神经网络架构搜索——可微分搜索（SGAS）-阿里云开发者社区

神经网络架构搜索——可微分搜索（SGAS）

2020-07-30 486

版权

本文内容由阿里云实名注册用户自发贡献，版权归原作者所有，阿里云开发者社区不拥有其著作权，亦不承担相应法律责任。具体规则请查看《阿里云开发者社区用户服务协议》和《阿里云开发者社区知识产权保护指引》。如果您发现本社区中有涉嫌抄袭的内容，填写侵权投诉表单进行举报，一经查实，本社区将立刻删除涉嫌侵权内容。
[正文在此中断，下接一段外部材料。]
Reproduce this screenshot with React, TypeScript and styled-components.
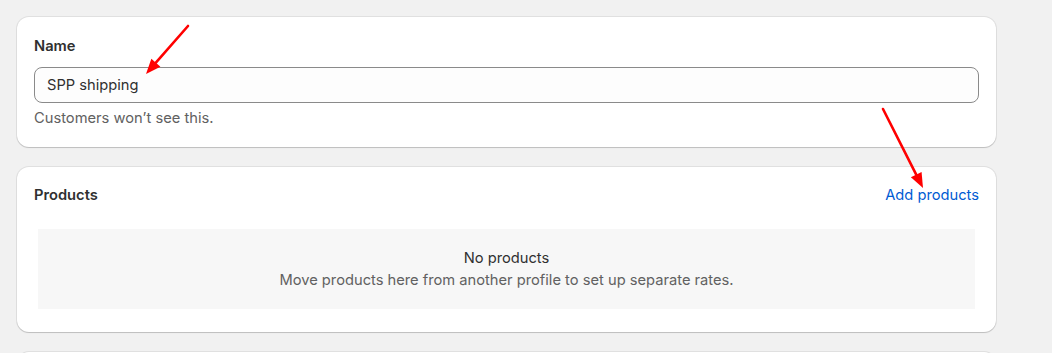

简介： KAUST&Intel发表在CVPR 2020上的NAS工作，针对现有DARTS框架**在搜索阶段具有高验证集准确率的架构可能在评估阶段表现不好**的问题，提出了分解神经网络架构搜索过程为**一系列子问题**，SGAS使用**贪婪策略选择并剪枝候选操作**的技术，在搜索CNN和GCN网络架构均达到了SOTA。- Paper: SGAS: Sequential Greedy Architecture Search- Code: https://github.com/lightaime/sgas

动机

NAS技术都有一个通病：在搜索过程中验证精度较高，但是在实际测试精度却没有那么高。传统的基于梯度搜索的DARTS技术，是根据block构建更大的超网，由于搜索的过程中验证不充分，最终eval和test精度会出现鸿沟。从下图的Kendall系数来看，DARTS搜出的网络精度排名和实际训练完成的精度排名偏差还是比较大。

"Accuracy GAP"

方法

整体思路

本文使用与DARTS相同的搜索空间，SGAS搜索过程简单易懂，如下图所示。类似DARTS搜索过程为每条边指定参数α，超网训练时通过文中判定规则逐渐确定每条边的具体操作，搜索结束后即可得到最终模型。

SGAS架构示意图

算法伪代码

为了保证在贪心搜索的过程中能尽量保证搜索的全局最优性，进而引入了三个指标和两个评估准则。

三个指标

边的重要性

非零操作参数对应的softmax值求和，作为边的重要性衡量指标。

$$ S_{E I}^{(i, j)}=\sum_{o \in \mathcal{O}, o \neq z e r o} \frac{\exp \left(\alpha_{o}^{(i, j)}\right)}{\sum_{o^{\prime} \in \mathcal{O}} \exp \left(\alpha_{o^{\prime}}^{(i, j)}\right)} $$

alphas = []
for i in range(4):
    for n in range(2 + i):
        alphas.append(Variable(1e-3 * torch.randn(8)))
# alphas经过训练后
mat = F.softmax(torch.stack(alphas, dim=0), dim=-1).detach() # mat为14*8维度的二维列表，softmax归一化。 
EI = torch.sum(mat[:, 1:], dim=-1) # EI为14个数的一维列表，去掉none后的7个ops对应alpha值相加

选择的准确性

计算操作分布的标准化熵，熵越小确定性越高；熵越高确定性越小。

$$ \begin{array}{c} p_{o}^{(i, j)}=\frac{\exp \left(\alpha_{o}^{(i, j)}\right)}{S_{E I}^{(i, j)} \sum_{o^{\prime} \in \mathcal{O}} \exp \left(\alpha_{o^{\prime}}^{(i, j)}\right)}, o \in \mathcal{O}, o \neq z e r o \\ S_{S C}^{(i, j)}=1-\frac{-\sum_{o \in \mathcal{O}, o \neq z e r o} p_{o}^{(i, j)} \log \left(p_{o}^{(i, j)}\right)}{\log (|\mathcal{O}|-1)} \end{array} $$

import torch.distributions.categorical as cate
probs = mat[:, 1:] / EI[:, None]
entropy = cate.Categorical(probs=probs).entropy() / math.log(probs.size()[1])
SC = 1-entropy

选择的稳定性

将历史信息纳入操作分布评估，使用直方图交叉核计算平均选择稳定性。直方图交叉核的原理详见（https://blog.csdn.net/hong__fang/article/details/50550656）。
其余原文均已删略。